St Mary's Church, Dunamore

Dunamore, Co. Tyrone, NI
Stronghold Preservation were instructed to inspect and make recommendations, as the church was suffering from fairly severe damp problems, which was also causing wood rot. Cracks in the masonry were also causing concern.

Further Information

Damp Problems
The main, historic, church had penetrating damp around the window reveals, and at corners of the building. This damp appeared to be caused by poor pointing to the front gable wall, and poor pointing around the stone copings at roof level. Faulty lead flashings to the tower appeared to be causing penetrating damp patches on the side wall. It was suggested that, in addition to repairing the lead flashings, that a Newton Newlath damp proof membrane be fitted to a height of 5metres. The modern extensions were also found to be experiencing rising damp problems; it was decided that an Electro Osmosis Damp Proof Course be installed in these areas.

Timber Repairs
The penetrating damp, having made the walls damp, resulted in the truss and purlin ends (which were bedded in the walls) becoming affected by wet rot, and needing replaced. As the trusses are visible in the main church, the affected truss ends were repaired by cutting out and replacing with treated reclaimed pitch pine, and resin bonded with hidden bars (timber resin splice). The purlin ends, as they are not aesthetically important, were spliced with pitch pine and surface bolted with steel plates.

Structural repairs
Cintec anchors were installed in the stone bell tower to strengthen and stabilise it. The stone walls of the church are ashlar faced stone; however, the depth of the walls are filled with rubble stone and large voids, necessitating the use of diamond drilling.
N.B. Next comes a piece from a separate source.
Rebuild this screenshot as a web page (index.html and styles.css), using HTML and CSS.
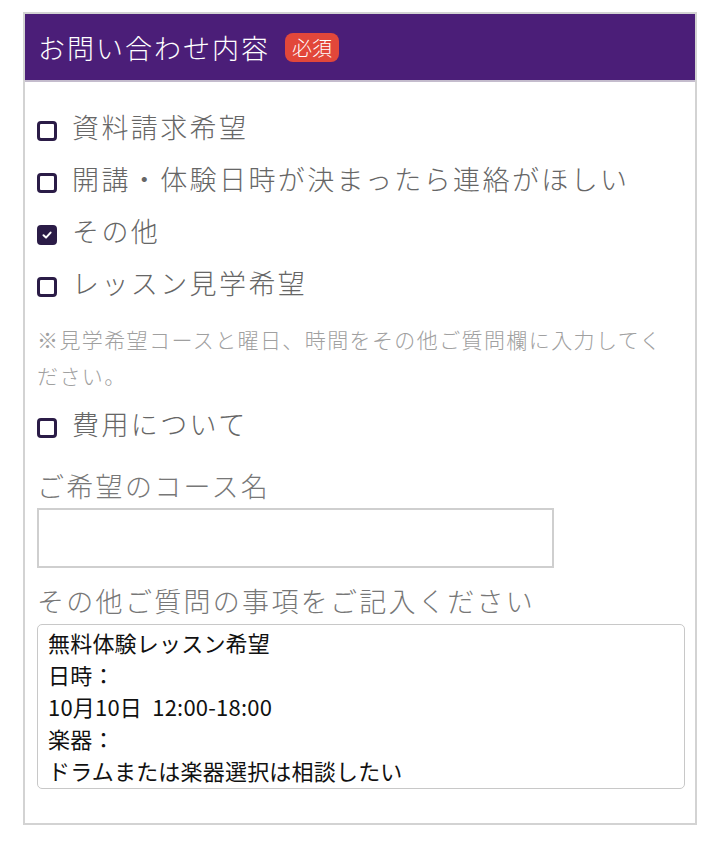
FILE: index.html
```html
<!DOCTYPE html>
<html lang="ja">
<head>
<meta charset="utf-8">
<link rel="stylesheet" href="styles.css">
</head>
<body>
<div class="card">
  <div class="card-head">
    <span class="title">お問い合わせ内容</span>
    <span class="badge">必須</span>
  </div>
  <div class="card-body">
    <label class="row"><span class="box"></span><span class="txt">資料請求希望</span></label>
    <label class="row"><span class="box"></span><span class="txt">開講・体験日時が決まったら連絡がほしい</span></label>
    <label class="row"><span class="box checked"><svg viewBox="0 0 12 12" width="12" height="12"><path d="M2.5 6.3 L5 8.6 L9.6 3.6" fill="none" stroke="#fff" stroke-width="2" stroke-linecap="round" stroke-linejoin="round"/></svg></span><span class="txt">その他</span></label>
    <label class="row"><span class="box"></span><span class="txt">レッスン見学希望</span></label>
    <p class="note">※見学希望コースと曜日、時間をその他ご質問欄に入力してください。</p>
    <label class="row"><span class="box"></span><span class="txt">費用について</span></label>
    <div class="field-label">ご希望のコース名</div>
    <div class="input"></div>
    <div class="field-label second">その他ご質問の事項をご記入ください</div>
    <div class="textarea">無料体験レッスン希望<br>日時：<br>10月10日&nbsp; 12:00-18:00<br>楽器：<br>ドラムまたは楽器選択は相談したい</div>
  </div>
</div>
</body>
</html>
```
FILE: styles.css
```css
html, body {
  margin: 0;
  padding: 0;
  background: #fff;
  font-family: "Noto Sans CJK JP", "Noto Sans", sans-serif;
}
.card {
  margin: 12px 0 0 23px;
  width: 670px;
  border: 2px solid #d3d3d3;
}
.card-head {
  background: #4b1e78;
  height: 66px;
  border-bottom: 2px solid #c4bccd;
  display: flex;
  align-items: center;
  padding-left: 13px;
  gap: 15px;
}
.title {
  color: #fff;
  font-size: 27px;
  font-weight: 300;
  letter-spacing: 2px;
  line-height: 1;
}
.badge {
  background: #e2473a;
  color: #fff;
  font-size: 20px;
  font-weight: 300;
  line-height: 29px;
  height: 29px;
  padding: 0 7px;
  border-radius: 8px;
}
.card-body {
  padding: 18px 12px 34px 12px;
}
.row {
  display: flex;
  align-items: center;
  height: 52px;
  gap: 15px;
}
.box {
  width: 14px;
  height: 14px;
  border: 3px solid #2b1c47;
  border-radius: 4px;
  margin-top: 10px;
  flex: none;
  display: flex;
  align-items: center;
  justify-content: center;
}
.box.checked {
  background: #2b1c47;
}
.txt {
  color: #666;
  font-size: 27px;
  font-weight: 300;
  letter-spacing: 2.4px;
  line-height: 1;
}
.note {
  margin: 13px 0 4px 0;
  color: #a0a0a0;
  font-size: 21px;
  font-weight: 300;
  line-height: 36px;
  letter-spacing: 1.4px;
}
.field-label {
  color: #777;
  font-size: 27px;
  font-weight: 300;
  letter-spacing: 2.3px;
  line-height: 40px;
  margin-top: 17px;
}
.field-label.second {
  margin-top: 13px;
}
.input {
  margin-top: 2px;
  width: 513px;
  height: 56px;
  border: 2px solid #cfcfcf;
}
.textarea {
  margin-top: 3px;
  width: 626px;
  height: 162px;
  border: 1.5px solid #c8c8c8;
  border-radius: 5px;
  padding: 1px 10px 0 10px;
  color: #111;
  font-size: 22px;
  line-height: 32px;
  letter-spacing: 0.2px;
}
```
St Mary's Church, a grade B listed Victorian stone church, built in the Gothic revival style in 1871, is a prominent building in the small settlement of Dunnamore, near Cookstown. The main church building is constructed from rubble sandstone, with dressed ashlar sandstone. There have been two extensions: the rear, cavity walled brick extension; and the front porch, faced in reconstituted stone.